Code that builds pages
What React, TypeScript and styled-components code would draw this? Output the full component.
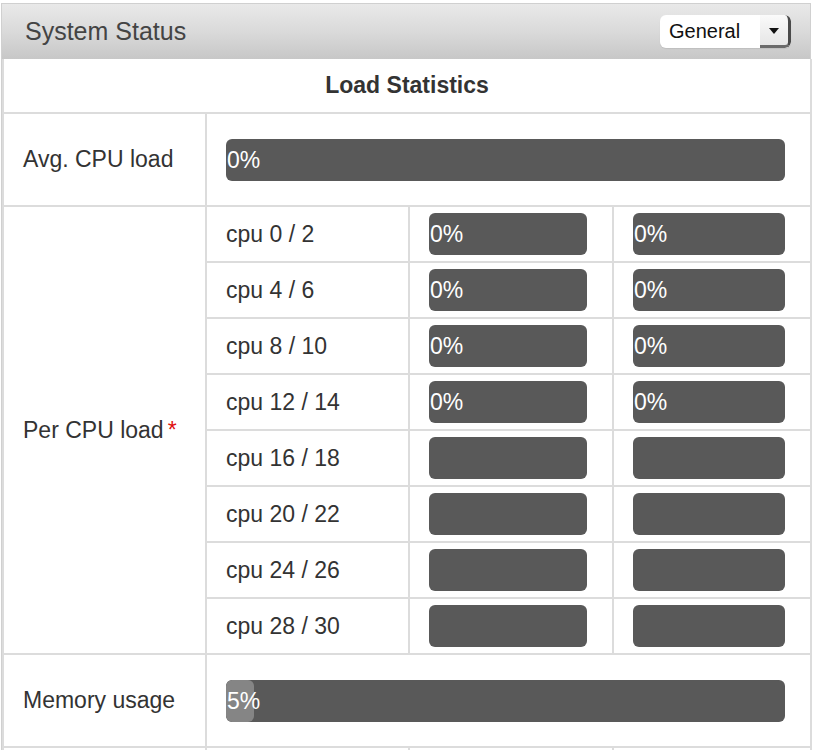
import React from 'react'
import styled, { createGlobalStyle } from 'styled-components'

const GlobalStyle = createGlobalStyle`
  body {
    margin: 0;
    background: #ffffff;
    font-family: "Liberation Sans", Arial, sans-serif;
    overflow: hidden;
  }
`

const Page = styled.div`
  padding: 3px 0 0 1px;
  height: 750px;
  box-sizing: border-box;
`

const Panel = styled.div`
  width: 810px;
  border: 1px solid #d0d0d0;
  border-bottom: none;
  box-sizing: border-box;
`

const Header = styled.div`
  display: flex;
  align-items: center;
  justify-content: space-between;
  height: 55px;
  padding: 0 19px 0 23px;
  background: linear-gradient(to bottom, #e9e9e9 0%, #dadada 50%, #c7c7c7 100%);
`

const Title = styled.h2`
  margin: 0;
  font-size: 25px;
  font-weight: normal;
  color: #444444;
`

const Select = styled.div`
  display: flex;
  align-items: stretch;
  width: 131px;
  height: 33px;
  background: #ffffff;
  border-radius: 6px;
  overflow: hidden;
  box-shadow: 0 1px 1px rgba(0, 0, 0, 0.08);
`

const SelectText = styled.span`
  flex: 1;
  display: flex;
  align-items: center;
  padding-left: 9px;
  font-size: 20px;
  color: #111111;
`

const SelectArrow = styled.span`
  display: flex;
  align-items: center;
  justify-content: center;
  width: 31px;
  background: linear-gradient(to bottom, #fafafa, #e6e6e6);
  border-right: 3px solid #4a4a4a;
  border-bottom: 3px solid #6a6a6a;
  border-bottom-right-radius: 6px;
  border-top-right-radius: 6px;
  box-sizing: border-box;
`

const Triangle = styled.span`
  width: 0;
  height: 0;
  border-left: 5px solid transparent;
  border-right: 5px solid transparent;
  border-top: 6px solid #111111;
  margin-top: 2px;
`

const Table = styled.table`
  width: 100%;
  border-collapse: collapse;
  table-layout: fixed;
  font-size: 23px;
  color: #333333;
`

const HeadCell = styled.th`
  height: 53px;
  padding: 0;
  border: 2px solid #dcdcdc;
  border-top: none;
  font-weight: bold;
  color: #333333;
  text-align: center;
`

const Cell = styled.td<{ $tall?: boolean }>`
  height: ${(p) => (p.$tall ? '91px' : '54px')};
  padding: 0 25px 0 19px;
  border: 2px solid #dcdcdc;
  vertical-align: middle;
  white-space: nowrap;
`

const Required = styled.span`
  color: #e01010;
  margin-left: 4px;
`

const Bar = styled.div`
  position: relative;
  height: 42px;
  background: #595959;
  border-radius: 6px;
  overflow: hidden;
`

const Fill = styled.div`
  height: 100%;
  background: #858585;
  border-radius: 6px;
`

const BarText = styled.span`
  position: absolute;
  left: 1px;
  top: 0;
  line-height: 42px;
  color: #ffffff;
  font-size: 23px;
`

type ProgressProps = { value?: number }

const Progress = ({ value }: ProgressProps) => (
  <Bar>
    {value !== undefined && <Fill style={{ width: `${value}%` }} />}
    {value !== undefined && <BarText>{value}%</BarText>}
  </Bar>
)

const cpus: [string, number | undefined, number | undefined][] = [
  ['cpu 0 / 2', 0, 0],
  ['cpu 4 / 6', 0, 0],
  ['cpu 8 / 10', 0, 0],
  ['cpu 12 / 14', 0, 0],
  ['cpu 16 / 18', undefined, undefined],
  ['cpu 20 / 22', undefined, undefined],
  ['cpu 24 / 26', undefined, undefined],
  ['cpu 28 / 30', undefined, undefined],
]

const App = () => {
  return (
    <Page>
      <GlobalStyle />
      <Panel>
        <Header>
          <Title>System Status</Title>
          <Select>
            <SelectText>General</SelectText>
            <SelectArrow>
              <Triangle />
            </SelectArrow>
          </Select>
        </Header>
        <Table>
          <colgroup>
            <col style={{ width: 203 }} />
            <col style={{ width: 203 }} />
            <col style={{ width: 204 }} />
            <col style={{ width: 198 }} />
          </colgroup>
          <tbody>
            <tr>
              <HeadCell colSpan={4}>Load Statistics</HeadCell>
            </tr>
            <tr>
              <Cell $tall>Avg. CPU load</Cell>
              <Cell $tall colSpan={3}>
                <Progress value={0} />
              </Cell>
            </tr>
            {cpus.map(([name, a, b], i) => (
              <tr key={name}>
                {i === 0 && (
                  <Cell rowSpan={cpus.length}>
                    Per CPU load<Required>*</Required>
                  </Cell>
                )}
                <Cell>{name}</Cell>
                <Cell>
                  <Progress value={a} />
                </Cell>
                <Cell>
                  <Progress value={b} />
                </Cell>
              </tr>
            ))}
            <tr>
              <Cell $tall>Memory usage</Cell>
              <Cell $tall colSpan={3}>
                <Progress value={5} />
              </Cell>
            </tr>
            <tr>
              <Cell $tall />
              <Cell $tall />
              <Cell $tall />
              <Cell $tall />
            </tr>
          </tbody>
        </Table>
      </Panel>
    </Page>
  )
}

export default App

...

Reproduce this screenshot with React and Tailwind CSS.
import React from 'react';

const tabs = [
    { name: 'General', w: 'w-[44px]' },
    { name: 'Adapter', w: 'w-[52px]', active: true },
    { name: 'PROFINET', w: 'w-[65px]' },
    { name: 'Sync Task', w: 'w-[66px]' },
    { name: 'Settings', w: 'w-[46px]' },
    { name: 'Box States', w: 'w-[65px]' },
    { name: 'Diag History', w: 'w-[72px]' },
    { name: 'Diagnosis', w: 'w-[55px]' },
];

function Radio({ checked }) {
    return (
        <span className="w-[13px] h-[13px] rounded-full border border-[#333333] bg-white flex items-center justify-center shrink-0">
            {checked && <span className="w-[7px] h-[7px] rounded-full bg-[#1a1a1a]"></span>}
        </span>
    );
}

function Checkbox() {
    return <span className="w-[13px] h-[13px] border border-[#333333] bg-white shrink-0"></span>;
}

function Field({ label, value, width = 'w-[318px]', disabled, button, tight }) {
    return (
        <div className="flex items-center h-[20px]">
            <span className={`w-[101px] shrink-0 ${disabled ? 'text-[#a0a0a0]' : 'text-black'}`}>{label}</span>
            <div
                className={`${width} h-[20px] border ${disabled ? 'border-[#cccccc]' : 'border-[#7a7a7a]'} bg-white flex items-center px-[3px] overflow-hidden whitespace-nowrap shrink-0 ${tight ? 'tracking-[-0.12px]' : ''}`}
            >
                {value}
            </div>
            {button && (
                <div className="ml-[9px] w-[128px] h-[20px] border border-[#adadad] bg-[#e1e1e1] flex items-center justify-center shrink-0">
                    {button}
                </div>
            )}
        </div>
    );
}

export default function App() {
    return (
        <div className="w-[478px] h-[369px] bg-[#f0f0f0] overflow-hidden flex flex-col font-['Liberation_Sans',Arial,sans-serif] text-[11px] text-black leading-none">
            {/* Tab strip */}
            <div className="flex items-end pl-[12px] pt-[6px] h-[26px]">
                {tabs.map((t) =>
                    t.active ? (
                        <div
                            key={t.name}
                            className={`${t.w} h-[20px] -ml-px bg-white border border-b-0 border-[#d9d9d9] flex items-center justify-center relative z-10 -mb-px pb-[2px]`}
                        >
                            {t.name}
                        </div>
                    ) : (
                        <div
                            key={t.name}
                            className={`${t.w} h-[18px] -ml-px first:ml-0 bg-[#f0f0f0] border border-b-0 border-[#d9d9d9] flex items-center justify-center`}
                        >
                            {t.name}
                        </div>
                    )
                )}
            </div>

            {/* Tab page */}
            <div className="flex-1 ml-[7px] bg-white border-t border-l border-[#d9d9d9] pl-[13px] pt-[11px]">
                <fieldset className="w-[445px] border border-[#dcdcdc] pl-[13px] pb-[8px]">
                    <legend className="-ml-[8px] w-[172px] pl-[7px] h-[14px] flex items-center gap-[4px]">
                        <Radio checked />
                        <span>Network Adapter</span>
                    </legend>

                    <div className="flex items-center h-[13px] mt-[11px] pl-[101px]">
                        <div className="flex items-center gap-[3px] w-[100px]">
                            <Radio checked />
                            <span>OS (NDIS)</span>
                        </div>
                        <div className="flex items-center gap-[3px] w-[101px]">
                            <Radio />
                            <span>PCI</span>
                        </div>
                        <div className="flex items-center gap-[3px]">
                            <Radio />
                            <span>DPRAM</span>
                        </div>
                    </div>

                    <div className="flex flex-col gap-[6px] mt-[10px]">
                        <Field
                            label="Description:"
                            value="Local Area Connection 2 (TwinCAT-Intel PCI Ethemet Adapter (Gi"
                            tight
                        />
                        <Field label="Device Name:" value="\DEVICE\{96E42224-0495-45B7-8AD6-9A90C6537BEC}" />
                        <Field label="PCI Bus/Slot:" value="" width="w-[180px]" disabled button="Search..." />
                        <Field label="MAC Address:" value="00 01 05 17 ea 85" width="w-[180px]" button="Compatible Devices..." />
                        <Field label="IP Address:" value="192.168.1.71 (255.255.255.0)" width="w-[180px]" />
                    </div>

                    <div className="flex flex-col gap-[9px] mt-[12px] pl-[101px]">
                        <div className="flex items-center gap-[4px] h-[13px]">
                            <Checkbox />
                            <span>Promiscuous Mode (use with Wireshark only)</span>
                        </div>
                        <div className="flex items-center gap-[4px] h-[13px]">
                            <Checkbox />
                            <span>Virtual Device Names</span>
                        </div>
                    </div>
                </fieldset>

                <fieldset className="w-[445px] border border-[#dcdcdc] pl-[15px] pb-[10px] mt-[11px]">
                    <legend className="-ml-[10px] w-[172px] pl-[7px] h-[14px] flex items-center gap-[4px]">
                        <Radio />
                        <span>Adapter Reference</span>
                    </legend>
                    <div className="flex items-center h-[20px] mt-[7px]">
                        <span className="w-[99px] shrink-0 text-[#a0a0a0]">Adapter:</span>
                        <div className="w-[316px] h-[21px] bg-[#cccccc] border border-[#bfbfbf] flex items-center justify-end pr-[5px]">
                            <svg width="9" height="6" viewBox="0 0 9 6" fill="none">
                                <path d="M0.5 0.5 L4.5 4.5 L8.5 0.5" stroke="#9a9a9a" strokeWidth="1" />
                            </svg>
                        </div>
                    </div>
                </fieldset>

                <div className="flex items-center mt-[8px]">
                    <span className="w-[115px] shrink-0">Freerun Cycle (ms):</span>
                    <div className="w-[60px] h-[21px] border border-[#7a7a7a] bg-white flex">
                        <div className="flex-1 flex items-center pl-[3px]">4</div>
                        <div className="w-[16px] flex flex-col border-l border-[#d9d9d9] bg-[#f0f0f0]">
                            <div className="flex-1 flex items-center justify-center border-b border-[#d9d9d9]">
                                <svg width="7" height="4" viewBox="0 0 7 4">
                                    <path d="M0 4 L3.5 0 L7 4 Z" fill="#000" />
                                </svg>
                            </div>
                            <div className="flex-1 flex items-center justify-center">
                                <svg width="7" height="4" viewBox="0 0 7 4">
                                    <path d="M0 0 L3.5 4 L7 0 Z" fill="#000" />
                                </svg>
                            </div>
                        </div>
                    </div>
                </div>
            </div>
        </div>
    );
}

» **SHORT TASK**
Using the entries above, return each line that includes the word "full".

» **WRITTEN REPLY**
What React, TypeScript and styled-components code would draw this? Output the full component.
        <span className="w-[13px] h-[13px] rounded-full border border-[#333333] bg-white flex items-center justify-center shrink-0">
            {checked && <span className="w-[7px] h-[7px] rounded-full bg-[#1a1a1a]"></span>}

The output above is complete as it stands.